First off, I must admit that I have never read a science fiction book. My high school physics teacher attempted to introduce us to the genre by making it a class assignment: give a PowerPoint presentation on a science fiction book. Of course, I chose How To Build A Time Machine by Paul Davies, which ultimately concluded that time machines were a captivating improbability. But I do have an appreciation for movies like The Matrix and unsolved astrophysical quandaries (like string theory), so I didn’t feel completely out of the loop.
In fact, during both of the panel sessions I was able to draw a lot of parallels to theatre. Briefly, theatre and philosophy have been at odds since Plato’s time (and thanks in large part to Plato’s The Republic). The conflict fundamentally boils down to the difference between wisdom and knowledge: knowledge being facts and information, while wisdom is learnt through experience. Theatre gives you wisdom through the experience of other characters, while philosophy sadly gives you ineffectual knowledge.
However, intelligence in today’s society suggests a vast accumulation of knowledge. Nathan Schurr, who sat on the first panel, is a graduate student currently funded by the government to research teamwork between artificial intelligence (agents) and humans. As a side note, the term agent for artificial intelligence connotes for me the agents in The Matrix; so when he talked about agents and humans working together I immediately thought “Fat chance!” They might want to consider revising their terminology.

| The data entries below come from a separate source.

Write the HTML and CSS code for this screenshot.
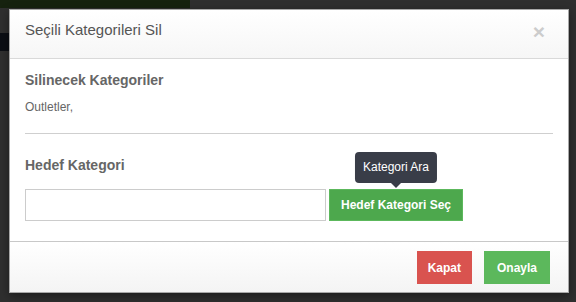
FILE: index.html
```html
<!DOCTYPE html>
<html lang="tr">
<head>
    <meta charset="UTF-8">
    <meta name="viewport" content="width=device-width, initial-scale=1.0">
    <title>Seçili Kategorileri Sil</title>
    <link rel="stylesheet" href="styles.css">
</head>
<body>
    <div class="backdrop">
        <div class="modal">
            <div class="modal-header">
                <h3 class="modal-title">Seçili Kategorileri Sil</h3>
                <span class="close">&times;</span>
            </div>

            <div class="modal-body">
                <h4>Silinecek Kategoriler</h4>
                <p class="selected">Outletler,</p>

                <hr>

                <h4 class="target-title">Hedef Kategori</h4>
                <div class="target-row">
                    <input type="text" class="target-input">
                    <div class="tip-wrap">
                        <button class="btn btn-select">Hedef Kategori Seç</button>
                        <div class="tooltip">Kategori Ara</div>
                    </div>
                </div>
            </div>

            <div class="modal-footer">
                <button class="btn btn-danger">Kapat</button>
                <button class="btn btn-success">Onayla</button>
            </div>
        </div>
    </div>
</body>
</html>
```

FILE: styles.css
```css
body, html {
    margin: 0;
    padding: 0;
    height: 100%;
    font-family: "Liberation Sans", Arial, sans-serif;
}
.backdrop {
    height: 100%;
    padding: 9px 0 0 9px;
    box-sizing: border-box;
    background:
        linear-gradient(#16220f, #16220f) 0 0 / 190px 8px no-repeat,
        linear-gradient(#0b0e14, #0b0e14) 0 33px / 9px 18px no-repeat,
        #2f2f2f;
}
.modal {
    width: 560px;
    background-color: white;
    border: 1px solid #a8a8a8;
    box-sizing: border-box;
    box-shadow: 0 3px 9px rgba(0, 0, 0, 0.4);
}
.modal-header {
    display: flex;
    justify-content: space-between;
    align-items: flex-start;
    padding: 9px 15px 16px;
    background: linear-gradient(#ffffff, #f6f6f6);
    border-bottom: 1px solid #d9d9d9;
}
.modal-title {
    margin: 0;
    font-size: 15px;
    line-height: 21px;
    font-weight: normal;
    color: #555;
}
.close {
    font-size: 21px;
    line-height: 21px;
    font-weight: bold;
    color: #ccc;
    margin: 2px 8px 0 0;
}
.modal-body {
    padding: 11px 15px 20px;
}
.modal-body h4 {
    margin: 0 0 9px;
    font-size: 14px;
    line-height: 20px;
    font-weight: bold;
    color: #666;
}
.selected {
    margin: 0;
    font-size: 12px;
    line-height: 17px;
    color: #666;
}
hr {
    border: 0;
    border-top: 1px solid #cfcfcf;
    margin: 17px 0 21px;
}
.modal-body .target-title {
    margin-bottom: 14px;
}
.target-row {
    display: flex;
    gap: 3px;
}
.target-input {
    width: 301px;
    height: 32px;
    box-sizing: border-box;
    border: 1px solid #ccc;
    padding: 4px 8px;
    margin: 0;
}
.tip-wrap {
    position: relative;
}
.btn {
    height: 33px;
    border: 1px solid transparent;
    padding: 0 11px;
    font-family: "Liberation Sans", Arial, sans-serif;
    font-size: 12px;
    font-weight: bold;
    color: white;
    cursor: pointer;
}
.btn-select {
    height: 32px;
    background-color: #4da84d;
    border-color: #5cb85c;
}
.tooltip {
    position: absolute;
    bottom: 100%;
    left: 50%;
    transform: translateX(-50%);
    margin-bottom: 6px;
    padding: 8px 8px;
    background-color: #393d48;
    color: white;
    font-size: 12px;
    line-height: 15px;
    white-space: nowrap;
    border-radius: 4px;
}
.tooltip::after {
    content: "";
    position: absolute;
    top: 100%;
    left: 50%;
    margin-left: -5px;
    border-width: 5px 5px 0;
    border-style: solid;
    border-color: #393d48 transparent transparent;
}
.modal-footer {
    display: flex;
    justify-content: flex-end;
    gap: 12px;
    padding: 9px 18px 8px;
    background: linear-gradient(#ffffff, #f4f4f4);
    border-top: 1px solid #c8c8c8;
}
.btn-danger {
    background-color: #d9534f;
    padding: 0 10px;
}
.btn-success {
    background-color: #5cb85c;
    padding: 0 12px;
}
```
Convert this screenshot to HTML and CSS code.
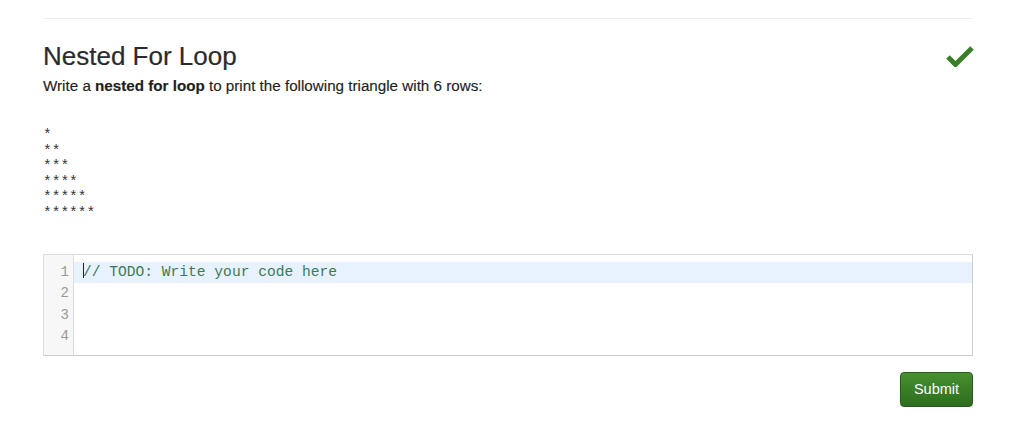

After the panel I approached Mr. Schurr and asked him, “Why aren’t scientists tackling artificial wisdom instead of artificial intelligence?” In short, his response was that wisdom is hard to program. Agents are great at gleaning pertinent information during a crisis, but are unsure as to which strategies to implement. They can’t choose. Inevitably, that’s where the human falls into the equation, to make these decisive decisions. Also, artificial intelligence is versatile; it can be attached to a robot, palm pilot, computer, whatever. Another intriguing question is “Would human/agent interaction improve if the human didn’t know he was communicating with an agent?”
In the second panel, the speakers talked about how science fiction evokes the sublime. Like the images from the Hubble telescope of nebulae, which are basically playful coloring books for scientists, who make numerous aesthetic decisions in choosing their color palette to represent different gases. These breathtaking images of outer space often reflect the paintings of the American west; probably stemming from or feeding the slogan, “Space: the final frontier.”
This dialectic struggle between the individual and the cosmos reminds me of Nietzsche’s Apollonian vs. Dionysian. The idea of being swallowed whole by the divine, a complete loss of individuality, which these images evoke, falls into the realm of the god of theatre, Dionysius. Then again while you’re swimming in the euphoria of nonexistent self-consciousness (proclaiming, “Objective reality is a lie!”), you’ll find yourself only moments later stressing out over a midterm or some boy. In conclusion, when attempting to comprehend the divine, it is a never-ending cycle of hope and despair, originality and rhetoric.